Be sure to show her the sign that says you need to stop. Ask her to look for the next one and tell you when it is coming. You can do the same thing for signals that are red, green or yellow. Talk about what the colors in the signal mean.
This is a time of year to have her pay attention to the trees that are turning orange and the leaves are flying everywhere. Show her the big machine gathering up the leaves from the roads.
Talk about the colors you want her to learn. See if she can find cars the color she likes best.
Just the two of you — or maybe more — talking together will help her be ready for school when the time comes. Talk with her about what you each will be doing when you get home.
Remind her that this is the day that maybe you will be washing her toys. This is something she needs to learn about and something you need to do on a regular basis. The stuffed animals that are washed in the washing machine come out looking good at least usually.

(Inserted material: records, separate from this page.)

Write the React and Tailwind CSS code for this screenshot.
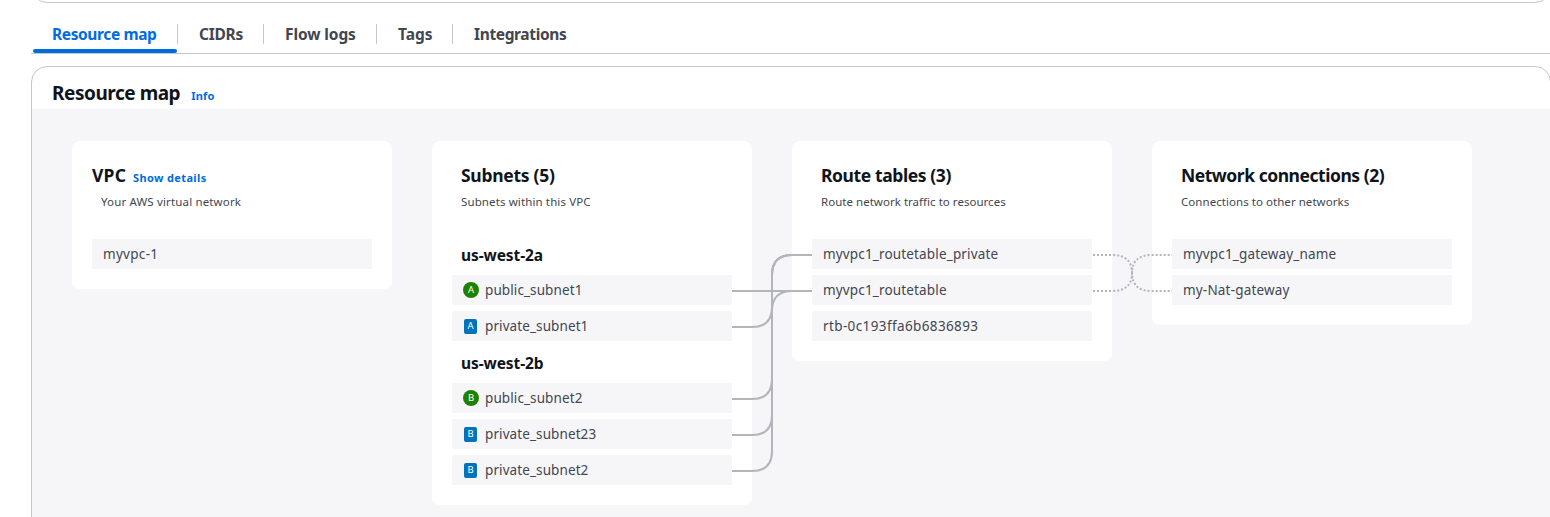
const tabs = [
  { label: "Resource map", active: true, className: "w-[147px] tracking-[-0.38px]" },
  { label: "CIDRs", className: "w-[86px] tracking-[-0.25px]" },
  { label: "Flow logs", className: "w-[113px] tracking-[-0.1px]" },
  { label: "Tags", className: "w-[76px]" },
  { label: "Integrations", className: "w-[134px] tracking-[-0.36px]" },
];

function Tab({ label, active, last, className }) {
  return (
    <button
      className={`relative flex h-[38px] shrink-0 items-center pl-[21px] text-left text-[15.5px] leading-6 font-bold whitespace-nowrap ${
        active ? "text-[#006ce0]" : "text-[#424650]"
      } ${className}`}
    >
      {label}
      {!last && <span className="absolute top-[9px] right-0 h-5 w-px bg-[#c6c6cd]" />}
      {active && <span className="absolute right-px bottom-0 left-0.5 h-1 rounded-[3px] bg-[#006ce0]" />}
    </button>
  );
}

function Card({ title, titleClass = "", action, subtitle, subtitleClass = "", indent = "pl-[9px]", children }) {
  return (
    <section className="w-80 shrink-0 rounded-lg bg-white px-5 pt-[22px] pb-5">
      <div className={`flex h-6 items-baseline gap-[7px] ${indent}`}>
        <h3 className={`text-[17.5px] leading-6 font-bold whitespace-nowrap text-[#0f141a] ${titleClass}`}>{title}</h3>
        {action}
      </div>
      <p className={`mt-[5px] h-5 pl-[9px] text-[11.5px] leading-5 whitespace-nowrap text-[#424650] ${subtitleClass}`}>{subtitle}</p>
      <div className="mt-[27px] flex flex-col gap-1.5">{children}</div>
    </section>
  );
}

function Zone({ name }) {
  return (
    <h4 className="flex h-[30px] items-center pt-1 pl-[9px] text-[15.5px] font-bold tracking-[-0.1px] text-[#0f141a]">{name}</h4>
  );
}

function Badge({ kind, letter }) {
  const shape = kind === "public" ? "h-4 w-4 rounded-full bg-[#1d8102]" : "mx-px mr-0.5 h-[15px] w-[13px] rounded-xs bg-[#0073bb]";
  return (
    <span className={`flex shrink-0 items-center justify-center text-[9.5px] leading-none text-white ${shape}`}>{letter}</span>
  );
}

function Row({ label, kind, letter, className = "" }) {
  return (
    <div className="flex h-[30px] items-center gap-1.5 rounded-xs bg-[#f6f6f9] pl-[11px] text-[13.5px] leading-5 whitespace-nowrap text-[#424650]">
      {kind && <Badge kind={kind} letter={letter} />}
      <span className={className}>{label}</span>
    </div>
  );
}

function Connectors() {
  return (
    <svg className="pointer-events-none absolute top-0 left-0" width="1518" height="408" fill="none" stroke="#b4b4bb" strokeWidth="2">
      <g transform="translate(-32 -109)">
        <path d="M732 291H812" />
        <path d="M732 327H752Q772 327 772 307V275Q772 255 792 255H812" />
        <path d="M732 399H752Q772 399 772 379V311Q772 291 792 291H812" />
        <path d="M732 435H752Q772 435 772 415V275Q772 255 792 255H812" />
        <path d="M732 471H752Q772 471 772 451V275Q772 255 792 255H812" />
        <g strokeDasharray="2 2" strokeDashoffset="-1">
          <path d="M1092 255H1112Q1132 255 1132 273Q1132 291 1152 291H1172" />
          <path d="M1092 291H1112Q1132 291 1132 273Q1132 255 1152 255H1172" />
        </g>
      </g>
    </svg>
  );
}

export default function App() {
  return (
    <main className="h-[517px] w-full overflow-hidden bg-white pl-[31px] font-['Noto_Sans','Liberation_Sans',sans-serif]">
      <div className="h-[3px] w-[1520px] overflow-hidden">
        <div className="-mt-[37px] h-10 rounded-2xl border border-[#c6c6cd]" />
      </div>

      <nav className="mt-3 flex h-[39px] border-b border-[#c6c6cd]">
        {tabs.map((tab, i) => (
          <Tab key={tab.label} {...tab} last={i === tabs.length - 1} />
        ))}
      </nav>

      <div className="mt-3 h-[480px] w-[1520px] overflow-hidden rounded-2xl border border-[#c6c6cd]">
        <header className="flex h-[42px] items-baseline gap-[11px] pt-[11px] pl-5">
          <h2 className="text-[19px] leading-[30px] font-bold tracking-[-0.46px] text-[#0f141a]">Resource map</h2>
          <a className="text-[11px] font-bold tracking-[0.2px] text-[#006ce0]">Info</a>
        </header>

        <div className="relative flex h-full items-start gap-10 bg-[#f6f6f9] pt-8 pl-10">
          <Card
            title="VPC"
            titleClass="tracking-[0.2px]"
            indent=""
            action={<a className="text-[11px] font-bold tracking-[0.36px] text-[#006ce0]">Show details</a>}
            subtitle="Your AWS virtual network"
            subtitleClass="tracking-[0.15px]"
          >
            <Row label="myvpc-1" className="tracking-[0.3px]" />
          </Card>

          <Card title="Subnets (5)" titleClass="tracking-[-0.28px]" subtitle="Subnets within this VPC" subtitleClass="tracking-[0.12px]">
            <Zone name="us-west-2a" />
            <Row kind="public" letter="A" label="public_subnet1" className="tracking-[0.1px]" />
            <Row kind="private" letter="A" label="private_subnet1" className="tracking-[0.1px]" />
            <Zone name="us-west-2b" />
            <Row kind="public" letter="B" label="public_subnet2" className="tracking-[0.1px]" />
            <Row kind="private" letter="B" label="private_subnet23" className="tracking-[0.1px]" />
            <Row kind="private" letter="B" label="private_subnet2" className="tracking-[0.1px]" />
          </Card>

          <Card
            title="Route tables (3)"
            titleClass="tracking-[-0.4px]"
            subtitle="Route network traffic to resources"
            subtitleClass="tracking-[0.03px]"
          >
            <Row label="myvpc1_routetable_private" className="tracking-[0.16px]" />
            <Row label="myvpc1_routetable" className="tracking-[0.16px]" />
            <Row label="rtb-0c193ffa6b6836893" className="tracking-[0.38px]" />
          </Card>

          <Card
            title="Network connections (2)"
            titleClass="tracking-[-0.47px]"
            subtitle="Connections to other networks"
            subtitleClass="tracking-[0.05px]"
          >
            <Row label="myvpc1_gateway_name" className="tracking-[0.16px]" />
            <Row label="my-Nat-gateway" className="tracking-[0.18px]" />
          </Card>
          <Connectors />
        </div>
      </div>
    </main>
  );
}
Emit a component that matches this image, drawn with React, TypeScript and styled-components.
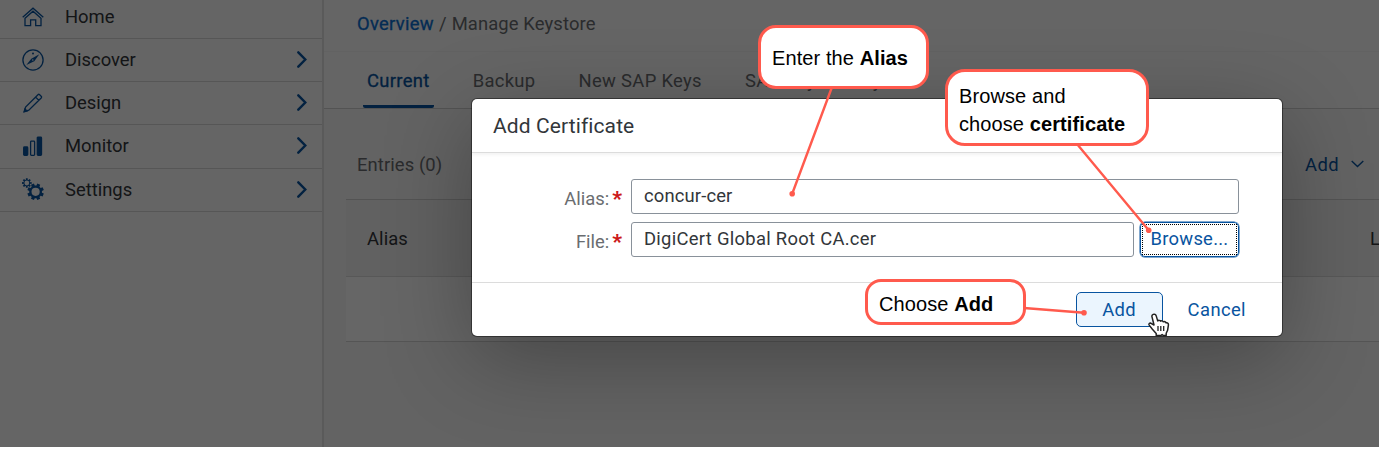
import React from 'react';
import styled, { createGlobalStyle, css } from 'styled-components';

const GlobalStyle = createGlobalStyle`
  * { box-sizing: border-box; }
  body { margin: 0; background: #fff; overflow: hidden; }
`;

const Screen = styled.div`
  position: relative;
  display: flex;
  width: 1379px;
  height: 447px;
  overflow: hidden;
  background: #fcfcfc;
  color: #32363a;
  font-family: Roboto, 'Noto Sans', sans-serif;
  font-size: 18.4px;
`;

const Sidebar = styled.nav`
  width: 324px;
  flex: none;
  border-right: 2px solid #e2e2e2;
`;

const NavRow = styled.div<{ $first?: boolean }>`
  display: flex;
  align-items: center;
  height: ${p => (p.$first ? 39 : 43.2)}px;
  padding: ${p => (p.$first ? '0 15px 5px 22px' : '0 15px 1px 22px')};
  border-bottom: 1px solid #d8d8d8;
`;

const NavIcon = styled.svg`
  width: 22px;
  height: 22px;
  margin-right: 21px;
  fill: none;
  stroke: #0854a0;
  stroke-width: 1.3;
`;

const Chevron = styled.svg`
  width: 10px;
  height: 17px;
  margin-left: auto;
  fill: none;
  stroke: #0854a0;
  stroke-width: 2.4;
  stroke-linecap: round;
`;

const Label = styled.span<{ $spacing?: number }>`
  white-space: nowrap;
  letter-spacing: ${p => p.$spacing ?? 0}px;
`;

const Main = styled.main`
  flex: 1;
  min-width: 0;
  color: #6a6d70;
`;

const Breadcrumb = styled.div`
  display: flex;
  gap: 5px;
  height: 52px;
  padding: 0 0 4px 33px;
  align-items: center;
  border-bottom: 1px solid #f5f5f5;
`;

const Crumb = styled.span<{ $link?: boolean }>`
  letter-spacing: 0.12px;
  ${p => p.$link && css`
    color: #0a6ed1;
    letter-spacing: 0.3px;
    -webkit-text-stroke: 0.3px #0a6ed1;
  `}
`;

const Tabs = styled.div`
  display: flex;
  height: 57px;
  padding-left: 39px;
  gap: 35px;
  border-bottom: 1px solid #d0d0d0;
`;

const Tab = styled.div<{ $active?: boolean }>`
  height: 56px;
  padding: 0 4px;
  line-height: 58px;
  letter-spacing: 0.33px;
  white-space: nowrap;
  ${p => p.$active && css`
    color: #0854a0;
    -webkit-text-stroke: 0.3px #0854a0;
    border-bottom: 3px solid #0854a0;
    border-radius: 2px;
  `}
`;

const TableArea = styled.section`
  height: 338px;
  padding-left: 22px;
  background: #f7f7f7;
`;

const Toolbar = styled.div`
  display: flex;
  justify-content: space-between;
  align-items: center;
  height: 91px;
  padding: 20px 15px 0 11px;
  border-bottom: 1px solid #d0d0d0;
`;

const AddMenu = styled.div`
  display: flex;
  align-items: center;
  gap: 12px;
  color: #0854a0;
`;

const HeaderRow = styled.div`
  display: flex;
  justify-content: space-between;
  align-items: center;
  height: 77px;
  padding: 0 0 0 21px;
  background: #f2f2f2;
  border-bottom: 1px solid #dcdcdc;
  color: #32363a;
`;

const LastHeading = styled.span`
  width: 9px;
`;

const EmptyRow = styled.div`
  height: 65px;
  border-bottom: 1px solid #d4d4d4;
  background: #fff;
`;

const Overlay = styled.div`
  position: absolute;
  inset: 0;
  display: flex;
  align-items: flex-start;
  padding: 99px 0 0 472px;
  background: rgba(0, 0, 0, 0.6);
`;

const Dialog = styled.div`
  width: 810px;
  height: 237px;
  display: flex;
  flex-direction: column;
  border-radius: 5px;
  background: #fff;
  box-shadow: 0 0 0 1px rgba(0, 0, 0, 0.42), 0 22px 88px rgba(0, 0, 0, 0.3);
`;

const DialogTitle = styled.div`
  display: flex;
  align-items: center;
  height: 54px;
  flex: none;
  padding-left: 21px;
  border-bottom: 1px solid #dcdcdc;
  box-shadow: 0 2px 3px rgba(0, 0, 0, 0.05);
  font-size: 21px;
`;

const Form = styled.div`
  display: flex;
  flex-direction: column;
  gap: 8px;
  flex: 1;
  padding: 26px 43px 0 0;
`;

const Field = styled.div`
  display: flex;
  height: 35px;
`;

const FieldLabel = styled.div`
  display: flex;
  justify-content: flex-end;
  width: 159px;
  padding-right: 9px;
  line-height: 39px;
  color: #6a6d70;
`;

const Required = styled.span`
  margin-left: 3px;
  color: #cc1919;
  font-weight: 900;
  font-size: 21px;
  line-height: 41px;
`;

const Input = styled.div<{ $spacing: number }>`
  flex: 1;
  padding-left: 12px;
  border: 1px solid #89919a;
  border-radius: 3px;
  line-height: 31px;
  letter-spacing: ${p => p.$spacing}px;
  white-space: nowrap;
`;

const BrowseButton = styled.div`
  display: flex;
  width: 99px;
  margin-left: 6px;
  padding: 1px;
  border: 1px solid #0854a0;
  border-radius: 5px;
  box-shadow: 0 0 0 0.5px #0854a0;
  color: #0854a0;
`;

const FocusRing = styled.span`
  flex: 1;
  border: 1px dotted #000;
  text-align: center;
  line-height: 28px;
  letter-spacing: 0.25px;
`;

const DialogFooter = styled.div`
  display: flex;
  align-items: center;
  justify-content: flex-end;
  height: 54px;
  flex: none;
  padding-right: 36px;
  border-top: 1px solid #dcdcdc;
  color: #0854a0;
`;

const PrimaryButton = styled.div`
  width: 87px;
  height: 35px;
  margin-right: 25px;
  border: 1px solid #0854a0;
  border-radius: 5px;
  background: #ebf5fe;
  text-align: center;
  line-height: 34px;
  letter-spacing: 0.4px;
`;

const Annotations = styled.svg`
  position: absolute;
  inset: 0;
  fill: #ff5a4d;
  stroke: #ff5a4d;
  stroke-width: 2.4;
`;

const Callout = styled.div<{ $x: number; $y: number; $w: number; $h: number; $top: number; $r: number }>`
  position: absolute;
  left: ${p => p.$x}px;
  top: ${p => p.$y}px;
  width: ${p => p.$w}px;
  height: ${p => p.$h}px;
  padding: ${p => p.$top}px 0 0 11px;
  border: 3px solid #ff5a4d;
  border-radius: ${p => p.$r}px;
  background: #fff;
  color: #000;
  font: 20px/28px 'Liberation Sans', Arial, sans-serif;
  letter-spacing: 0.1px;
  white-space: nowrap;
`;

const Pointer = styled.svg`
  position: absolute;
  left: 1148px;
  top: 312px;
`;

const gear = (cx: number, cy: number, r: number, depth: number, turn = 0) => {
  const points: string[] = [];
  for (let i = 0; i < 8; i++) {
    const base = (i * Math.PI) / 4 + turn;
    [[-0.26, r - depth], [-0.19, r], [0.19, r], [0.26, r - depth]].forEach(([a, d]) =>
      points.push(`${(cx + Math.cos(base + a) * d).toFixed(2)},${(cy + Math.sin(base + a) * d).toFixed(2)}`)
    );
  }
  return points.join(' ');
};

const icons = {
  home: (
    <>
      <path d="M.7 11.2 11 2.2l10.3 9" />
      <path d="M3 12.3 11 5.2l8 7.1v7.3h-5.3v-5.8H8.6v5.8H3z" />
    </>
  ),
  compass: (
    <>
      <circle cx="11" cy="11" r="10.1" />
      <path d="m4.3 16 5-6.3 8-4.4-5 6.9z" fill="#0854a0" stroke="none" />
      <circle cx="11" cy="4.4" r="1" fill="#0854a0" stroke="none" />
      <circle cx="10.8" cy="11" r=".8" fill="#fff" stroke="none" />
    </>
  ),
  pencil: (
    <>
      <path d="m2.2 19.6 1.4-4.5L16.2 2.5q.6-.5 1.2 0l2 2q.5.6 0 1.2L6.8 18.2zM13.6 5.1l3.2 3.2" />
      <path d="m1.3 20.7 1.3-5 3.7 3.6z" fill="#0854a0" stroke="none" />
    </>
  ),
  chart: (
    <>
      <rect x="1.7" y="11.9" width="4" height="8.4" rx=".8" fill="#0854a0" />
      <rect x="8.6" y="6.1" width="4" height="14.2" rx=".8" />
      <rect x="15.3" y="2.1" width="4.2" height="18.2" rx=".8" fill="#0854a0" />
    </>
  ),
  gears: (
    <>
      <polygon points={gear(4.8, 5, 4.9, 1.5)} fill="#0854a0" stroke="none" />
      <circle cx="4.8" cy="5" r="2.4" fill="#fff" stroke="none" />
      <polygon points={gear(13.6, 13.8, 8.4, 2, Math.PI / 8)} fill="#0854a0" stroke="none" />
      <circle cx="13.6" cy="13.8" r="4.1" fill="#fff" stroke="none" />
    </>
  ),
};

const navItems: { label: string; icon: keyof typeof icons }[] = [
  { label: 'Home', icon: 'home' },
  { label: 'Discover', icon: 'compass' },
  { label: 'Design', icon: 'pencil' },
  { label: 'Monitor', icon: 'chart' },
  { label: 'Settings', icon: 'gears' },
];

export default function App() {
  return (
    <>
      <GlobalStyle />
      <Screen>
        <Sidebar>
          {navItems.map((item, i) => (
            <NavRow key={item.label} $first={i === 0}>
              <NavIcon viewBox="0 0 22 22">{icons[item.icon]}</NavIcon>
              <Label>{item.label}</Label>
              {i > 0 && <Chevron viewBox="0 0 10 17"><path d="m1.3 1.3 7 7.2-7 7.2" /></Chevron>}
            </NavRow>
          ))}
        </Sidebar>
        <Main>
          <Breadcrumb>
            <Crumb $link>Overview</Crumb>
            <Crumb>/</Crumb>
            <Crumb>Manage Keystore</Crumb>
          </Breadcrumb>
          <Tabs>
            <Tab $active>Current</Tab>
            <Tab>Backup</Tab>
            <Tab>New SAP Keys</Tab>
            <Tab>SAP Key History</Tab>
          </Tabs>
          <TableArea>
            <Toolbar>
              <Label $spacing={0.1}>Entries (0)</Label>
              <AddMenu>
                <Label $spacing={0.4}>Add</Label>
                <svg width="13" height="8" viewBox="0 0 13 8" fill="none" stroke="#0854a0" strokeWidth="1.4"><path d="m.7 1 5.8 5.6L12.3 1" /></svg>
              </AddMenu>
            </Toolbar>
            <HeaderRow>
              <Label $spacing={0.1}>Alias</Label>
              <LastHeading>L</LastHeading>
            </HeaderRow>
            <EmptyRow />
          </TableArea>
        </Main>
        <Overlay>
          <Dialog>
            <DialogTitle><Label $spacing={0.1}>Add Certificate</Label></DialogTitle>
            <Form>
              <Field>
                <FieldLabel>Alias:<Required>*</Required></FieldLabel>
                <Input $spacing={0.15}>concur-cer</Input>
              </Field>
              <Field>
                <FieldLabel>File:<Required>*</Required></FieldLabel>
                <Input $spacing={0.29}>DigiCert Global Root CA.cer</Input>
                <BrowseButton><FocusRing>Browse...</FocusRing></BrowseButton>
              </Field>
            </Form>
            <DialogFooter>
              <PrimaryButton>Add</PrimaryButton>
              <Label $spacing={0.4}>Cancel</Label>
            </DialogFooter>
          </Dialog>
        </Overlay>
        <Annotations width="1379" height="447" viewBox="0 0 1379 447">
          <path d="M832 87 792.3 193.5M1077 144l71.5 86M1024 308l60 4.7" />
          <g stroke="none">
            <circle cx="792.2" cy="193.7" r="2.8" />
            <circle cx="1148.7" cy="230.2" r="2.8" />
            <circle cx="1084" cy="312.7" r="2.8" />
          </g>
        </Annotations>
        <Callout $x={758} $y={25} $w={171} $h={64} $top={16} $r={18}>Enter the <b>Alias</b></Callout>
        <Callout $x={945} $y={69} $w={204} $h={77} $top={10} $r={20}>Browse and<br />choose <b>certificate</b></Callout>
        <Callout $x={865} $y={279} $w={161} $h={46} $top={8} $r={16}>Choose <b>Add</b></Callout>
        <Pointer width="22" height="26" viewBox="0 0 22 26">
          <path
            d="M5.2 2.4c1.3-.6 2.6.1 3 1.5l1.5 5c.7-.8 2.4-.7 2.9.3.9-.7 2.2-.4 2.7.6 1-.5 2.2-.1 2.8 1.1 1.5-.4 2.5.6 2.3 2.2l-.8 5.2-1.4 3v2.2h-3l-1.1-1-1.1 1H8.2v-2.1l-3.8-4.2-3.2-4.1c-.8-1.2.5-2.4 1.8-1.8l3 1.7L4 4.9c-.3-1 .1-2 1.2-2.5z"
            fill="#fff" stroke="#222" strokeWidth="1.5" strokeLinejoin="round"
          />
          <path d="M10 14v5M12.8 14v5M15.7 14v5" fill="none" stroke="#222" strokeWidth="1.3" />
        </Pointer>
      </Screen>
    </>
  );
}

Be sure to talk about washing her hands. This is something she needs to do when she gets home so it is worth talking about in the car.
Another topic worth discussing is Thanksgiving. No matter how you celebrated Thanksgiving, it is still worth a discussion. Few children even understand what Thanksgiving is all about. Even though it is over, it is still worth talking about. Talk about the Indians and the Pilgrims, but let them even hear about today’s Thanksgiving.
Discuss the many things you and your child have to be thankful for. Let her know you are especially thankful for her. Ask her what things she thinks are good about her life.
This is certainly a time to also talk about people who may not have a lot. Even though the holiday is past, let her give a food donation to the local food bank. There is hunger after Thanksgiving, too.
If your child is not a big talker, it may be better to talk after the lights are off at night. At these times your child may say things that she wouldn’t say during the day.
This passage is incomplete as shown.